Darren Moss

Personal information
- Date of birth: 24 May 1981 (age 44)
- Place of birth: Wrexham, Wales
- Position: Defender

Youth career
- 1997–1998: Chester City

Senior career*
- Years: Team / Apps / (Gls)
- 1998–2001: Chester City / 62 / (0)
- 2001–2005: Shrewsbury Town / 135 / (10)
- 2005–2007: Crewe Alexandra / 59 / (2)
- 2007–2009: Shrewsbury Town / 60 / (2)
- 2009–2010: Morecambe / 18 / (1)
- 2011: Bangor City / 33 / (9)
- 2011–2013: Nantwich Town / 48 / (6)
- 2013–2014: Conwy Borough
- 2016: Cefn Druids / 1 / (0)

International career
- 2001–2002: Wales U21 / 6 / (0)

Managerial career
- 2013: Nantwich Town (player-manager)
- 2013–2014: Conwy Borough (player-manager)
- 2018: Holywell Town (assistant)
- 2022–: Cefn Druids (first team manager)

= Darren Moss =

Welsh footballer

Darren Moss (born 24 May 1981) is a Welsh football coach and former player.

==Playing career==
Moss started his career as a trainee at Chester. He made his début for the club back in November 1998, in Chester's 2–1 loss against Brentford. During Moss's Chester career he played in 62 games for the club, in those games he received nine yellow cards and two red cards.

In June 2001, Moss joined Shrewsbury Town on a free transfer, making his début in August 2001 in Town's 3–1 loss against Hartlepool United. Moss was one of Shrewsbury's few key players as the club endured a poor 2002–03 campaign which saw them relegated from the Football League. Moss continued his good form in the Football Conference during 2003–04 as Shrewsbury immediately won promotion back to the Football League. A notable moment for Moss was scoring the winning penalty in the Conference playoff semi-final against Barnet, a game that eventually was settled by penalties. Seen as one of the key members of the squad, Moss was becoming a target of transfer interest from other clubs.

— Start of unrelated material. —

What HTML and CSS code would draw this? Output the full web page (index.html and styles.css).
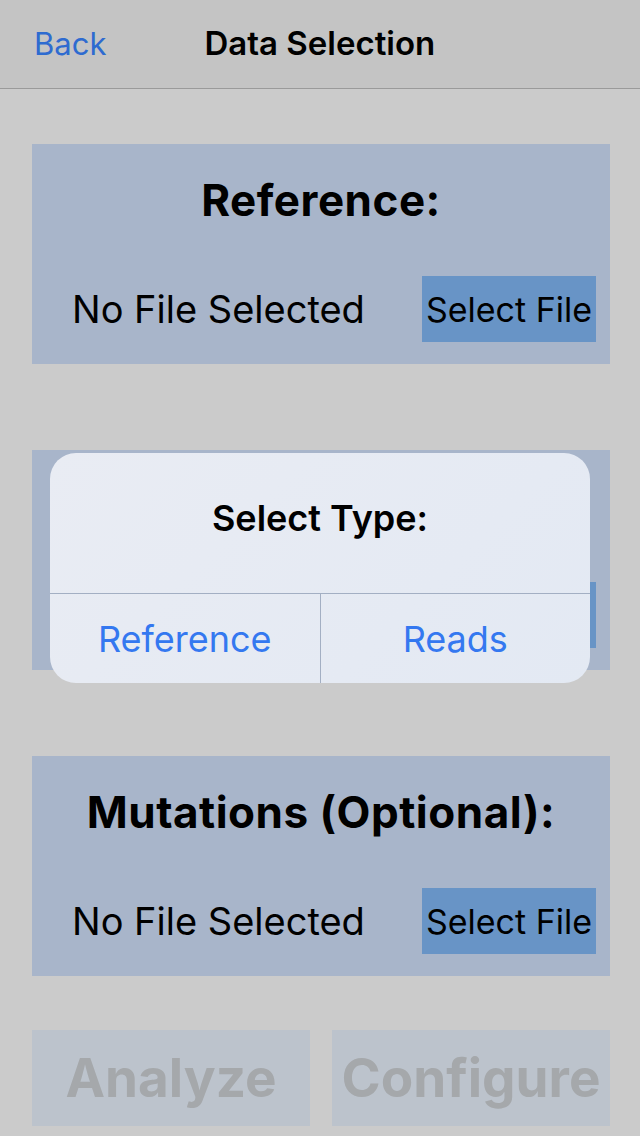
FILE: index.html
```html
<!DOCTYPE html>
<html>
<head>
<meta charset="utf-8">
<link rel="stylesheet" href="styles.css">
</head>
<body>
<div class="screen">
  <header class="nav">
    <span class="nav-back">Back</span>
    <span class="nav-title">Data Selection</span>
  </header>
  <main class="content">
    <section class="card">
      <h2 class="card-title">Reference:</h2>
      <div class="card-row">
        <span class="file-label">No File Selected</span>
        <span class="file-btn">Select File</span>
      </div>
    </section>
    <section class="card">
      <div class="card-row">
        <span class="file-label"></span>
        <span class="file-btn"></span>
      </div>
    </section>
    <section class="card">
      <h2 class="card-title">Mutations (Optional):</h2>
      <div class="card-row">
        <span class="file-label">No File Selected</span>
        <span class="file-btn">Select File</span>
      </div>
    </section>
    <div class="actions">
      <span class="action-btn">Analyze</span>
      <span class="action-btn">Configure</span>
    </div>
  </main>
  <div class="alert">
    <div class="alert-title">Select Type:</div>
    <div class="alert-buttons">
      <span class="alert-btn">Reference</span>
      <span class="alert-btn">Reads</span>
    </div>
  </div>
</div>
</body>
</html>
```
FILE: styles.css
```css
html, body {
  margin: 0;
  padding: 0;
}
body {
  font-family: Inter, Roboto, "Liberation Sans", sans-serif;
  background: #cbcbcb;
}
.screen {
  position: relative;
  width: 640px;
  height: 1136px;
  overflow: hidden;
  background: #cbcbcb;
}
.nav {
  height: 88px;
  background: #c4c4c4;
  border-bottom: 1px solid #9a9a9a;
  display: flex;
  align-items: center;
  position: relative;
}
.nav-back {
  margin-left: 34px;
  font-size: 31px;
  color: #2e6bd0;
  padding-bottom: 2px;
}
.nav-title {
  margin-left: 98px;
  font-size: 33px;
  font-weight: 600;
  color: #000;
  padding-bottom: 2px;
}
.content {
  padding: 55px 30px 0 32px;
  display: flex;
  flex-direction: column;
  gap: 86px;
}
.card {
  height: 220px;
  background: #a8b5ca;
  display: flex;
  flex-direction: column;
  box-sizing: border-box;
}
.card-title {
  margin: 33px 0 0;
  text-align: center;
  font-size: 44px;
  letter-spacing: 0.5px;
  font-weight: 700;
  line-height: 46px;
  color: #000;
}
.card-row {
  margin-top: auto;
  margin-bottom: 22px;
  display: flex;
  align-items: center;
  padding: 0 14px 0 40px;
}
.file-label {
  font-size: 38px;
  color: #000;
  flex: 1;
}
.file-btn {
  height: 66px;
  width: 174px;
  background: #6894c6;
  display: flex;
  align-items: center;
  justify-content: center;
  font-size: 34px;
  color: #000;
  white-space: nowrap;
}
.actions {
  display: flex;
  gap: 22px;
  margin-top: -32px;
}
.action-btn {
  flex: 1;
  height: 96px;
  background: #bcc3cc;
  display: flex;
  align-items: center;
  justify-content: center;
  font-size: 53px;
  font-weight: 700;
  color: #a5a8ab;
}
.alert {
  position: absolute;
  left: 50px;
  top: 453px;
  width: 540px;
  height: 230px;
  border-radius: 26px;
  background: linear-gradient(135deg, #e9ecf3, #e3e9f3);
  display: flex;
  flex-direction: column;
  overflow: hidden;
}
.alert-title {
  height: 141px;
  box-sizing: border-box;
  padding-top: 43px;
  text-align: center;
  font-size: 36px;
  font-weight: 600;
  color: #000;
  border-bottom: 1px solid #a3afc3;
}
.alert-buttons {
  flex: 1;
  display: flex;
}
.alert-btn {
  flex: 1;
  display: flex;
  align-items: center;
  justify-content: center;
  font-size: 36px;
  color: #3478f0;
}
.alert-btn + .alert-btn {
  border-left: 1px solid #a3afc3;
}
```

In March 2005, Darren Moss joined Dario Gradi's Crewe Alexandra, the north-west based club buying him for £170,000. He made his début in Crewe's 4–1 defeat to Wolverhampton Wanderers. A combination of injuries and the signing of Jon Otsemobor from Rotherham United in the January transfer window left Moss without a place in the first team. This was until Otsemobor rejected a new contract at Crewe, which put him on the transfer list, with Gradi looking for a replacement for the speedy full-back. The Crewe manager turned to Moss who made his first appearance as Otsemobor's replacement in the 4–2 win over Chesterfield in the EFL Trophy.

Towards the end of the 2006–07 season, rumours linked Moss with a move back to his former club Shrewsbury Town. These rumours were fuelled further when Moss turned down an extension to his contract at Crewe. In May 2007, only days after Shrewsbury narrowly missed out on promotion, Moss re-joined Shrewsbury Town on a free transfer. Moss made 31 league appearances in 2007–08, scoring twice. Both goals came in local derbies, against his former club Chester and Wrexham.

On 29 June 2009, he signed a two-year deal with Morecambe after being heavily linked with them, but struggled to hold down a regular first team place and left by mutual consent in October 2010.

In January 2011, Moss' career took a new turn as he signed for Welsh Premier League club Bangor City. He made eight appearances for the club before leaving in the summer. He went on to sign for Nantwich Town.

==Coaching, scouting and management career==
In March 2013 he was appointed as caretaker player-manager for Nantwich Town whilst working for his UEFA B coaching licence.

In June 2013 he joined Conwy Borough as player-coach. In December he was appointed as player-manager until the end of the season, alongside Aden Shannon, guiding the club to a second-place finish in the Cymru Alliance. He left the club in November 2014 after a disappointing start to the 2014–15 season.

In June 2018 he joined Holywell Town as assistant manager but he left the club within a few months.

In 2020 he was appointed as a scout for Plymouth Argyle having previously scouted for four years for Stoke City for the 16-23 age group.